Now consider a derivative dealer doing a trade with a risk free counterparty in which it has to make an upfront payment (for example, a prepaid forward contract or an off-market forward contract at a price lower than the market forward price). If the derivative is fairly valued, the counterparty would be expected to make a payment to the dealer at maturity. From the perspective of the dealer, the situation is very much like investing in a risk free asset (note that we assume that the counterparty is risk free). The shareholders of the derivative dealer would not agree to this deal unless there were a funding value adjustment so that the expected payment from the counterparty were discounted at s instead of 0.
Now consider the opposite scenario where the dealer receives an upfront payment and is expected to have to make payments to the counterparty at maturity. This is very much like the dealer taking a new loan to repay existing borrowing (Andersen-Duffie-Song assume that the dealer uses all cash inflows to retire existing debt and finances all outflows with fresh borrowings). There is no transfer of wealth between shareholders and creditors and no funding value adjustment.
The result is the standard FVA model: all expected future inflows from the derivative are discounted at the funding cost and all expected outflows are discounted at the risk free rate. This is because the future inflows require an upfront payment by the dealer (which requires FVA) and future outflows require upfront receipts by the dealer (which do not require FVA).

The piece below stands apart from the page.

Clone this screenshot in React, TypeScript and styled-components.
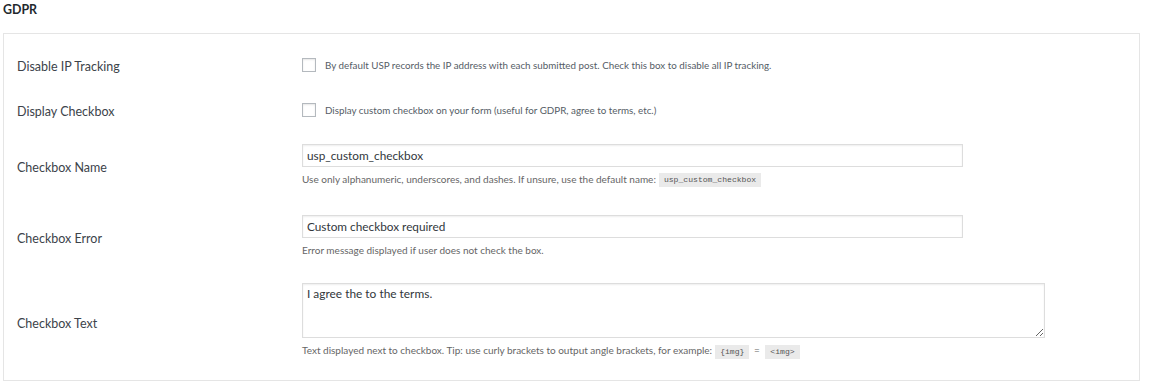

Andersen, Duffie and Song correctly argue that (unlike CVA and DVA) the FVA is purely a transfer of wealth from shareholders to pre-existing creditors and is not an adjustment that should be made to the carrying value of the derivative in the books of the firm. This part of their paper therefore agrees with Hull and White. However, Andersen, Duffie and Song argue that in the real world where shareholders are running the company, the FVA would be reflected in traded prices. Dealers would buy only at fair value less FVA. They argue that this is quite similar to a bid-ask spread in market making. The market maker buys assets only below their fair value (bid price is usually below fair value). Just as for liquidity or other reasons, counterparties are willing to pay the bid ask spread, they would be willing to pay the FVA also as a transaction cost for doing the trade.
I wonder whether this provides an alternative explanation for the declining liquidity in many markets post crisis. Much of this has been attributed to enhanced regulatory costs (Basel 3, Dodd-Frank, Volcker Rule and so on). Perhaps some of it is due to (a) the higher post crisis credit spread s and (b) greater adoption of FVA. The increasing market share of HFT and other alternative liquidity providers may also be due to their lower leverage and therefore lower debt overhang costs.